Last month, he set up a small classroom made of woven bamboo walls and a cardboard roof where he started teaching around 30 children between the ages of five and 15 how to read and write the language.
"When we fled Burma, we left with nothing but our clothes. The only things we carried with us from our home are memories and our language. It is important we learn and teach this to our children," he said.
Sabber Kyaw Min, founder and director of the Rohingya Human Rights Initiative in India, explained why it was so important that children learn the language.
"We as a community do not have much documentation. Our children must learn to write our language and then our stories, which will become our history. These stories should be translated and read. There is dignity in this," he told DW.
"Through these stories we can hopefully demand justice some day," he added.
Systematic erasure of Rohingya language
The Rohingya language remained an oral tradition until the 1980s when Mohammad Hanif, an Islamic scholar, developed a script based on Arabic letters and a set of decimal numbers.
The Hanifi Rohingya language is an eastern Indo-Aryan language. In Myanmar, it is spoken not only by the Rohingya community but also by certain Hindu and Buddhist groups.
Although the script of the Rohingya language was written in late 1980s, due to a military crackdown, violence and an internet shutdown, most of the population could not access it.
"What happens in any genocide is the systematic erasure of a cultural identity which had to be preserved," said Shehzar Doja, founder and editor of the Luxembourg Review. He is also the co-editor of the book, "I am Rohingya: Poetry from the camps and beyond."
The erasure of Rohingya culture began in 1964, when Myanmar's then military dictator, Aye Ne Win, excluded the Rohingya language from Burmese Broadcasting Service.
In 1982, the military government enacted the Citizenship Law, which excluded the Rohingya people from the list of recognized ethnic groups in the country.

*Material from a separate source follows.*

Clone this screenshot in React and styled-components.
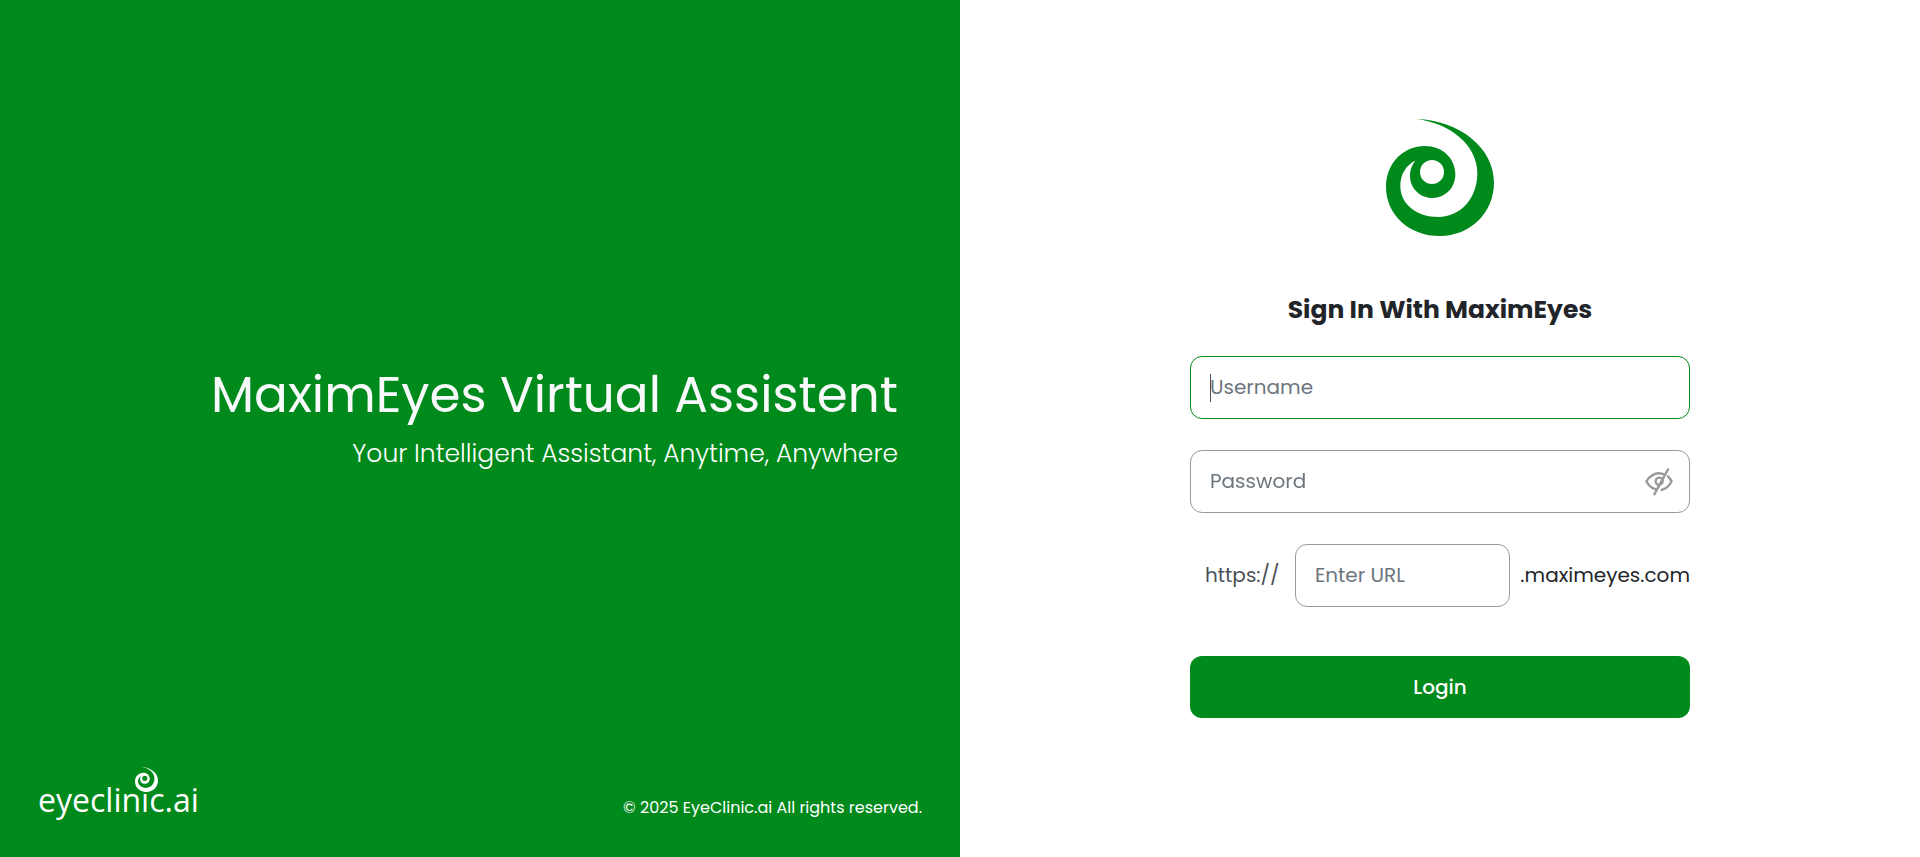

From 1989 onward, the military junta undertook the mission of wiping away any traces of Rohingya cultural history. Restrictions were placed on practicing community traditions and the Rohingya population were violently evicted from their homes.
In 2017, Myanmar unleashed a violent military crackdown in what many describe as a genocide against the Rohingya Muslims in the country. This led to a mass exodus, with more than a million Rohingya fleeing to Bangladesh and other countries.
A language in exile
Mayyu Ali, currently residing in Canada, is a Rohingya poet and author of "Exodus: Between Genocide and Me."
Ali himself learned the language in 2013 while working at a research center in Myanmar which had access to the internet.
"As a poet, it is very important for me to tell my own story in my own language. It is one the most powerful things to me," he told DW.
Ali was among the thousands of Rohingyas who fled to Bangladesh. While living in Cox's Bazar, he began The Art Garden Rohingya, a website which now brings together hundreds of Rohingya writers, poets and artists.
The platform, launched in 2019, also documents and preserves ancient Rohingya folktales, proverbs and riddles. They're published in Rohingya, Burmese and English.
Ali also explained that another factor contributing to the slow erasure of the language is that after fleeing, most of the Rohingya focus on quick assimilation into their host countries.
"While I was in Cox's Bazar, I saw my own friends trying to adapt to Bangladeshi culture and speak like locals as soon as possible," he said.
Reefa Akhtar, 10, and Abdul Shukur, 12, are two children studying Rohingya language in Ismail's class. When asked if they ever want to go home, both siblings immediately said, "yes."
However, Akhtar was quick to add, "but I also don't want to go back to a place which makes my father sad even if he thinks about it for a minute."
India is currently home to an estimated 40,000 Rohingya Muslims who escaped persecution in Myanmar.
Close to 20,000 of them are registered with the UN High Commission for Refugees, according to Human Rights Watch.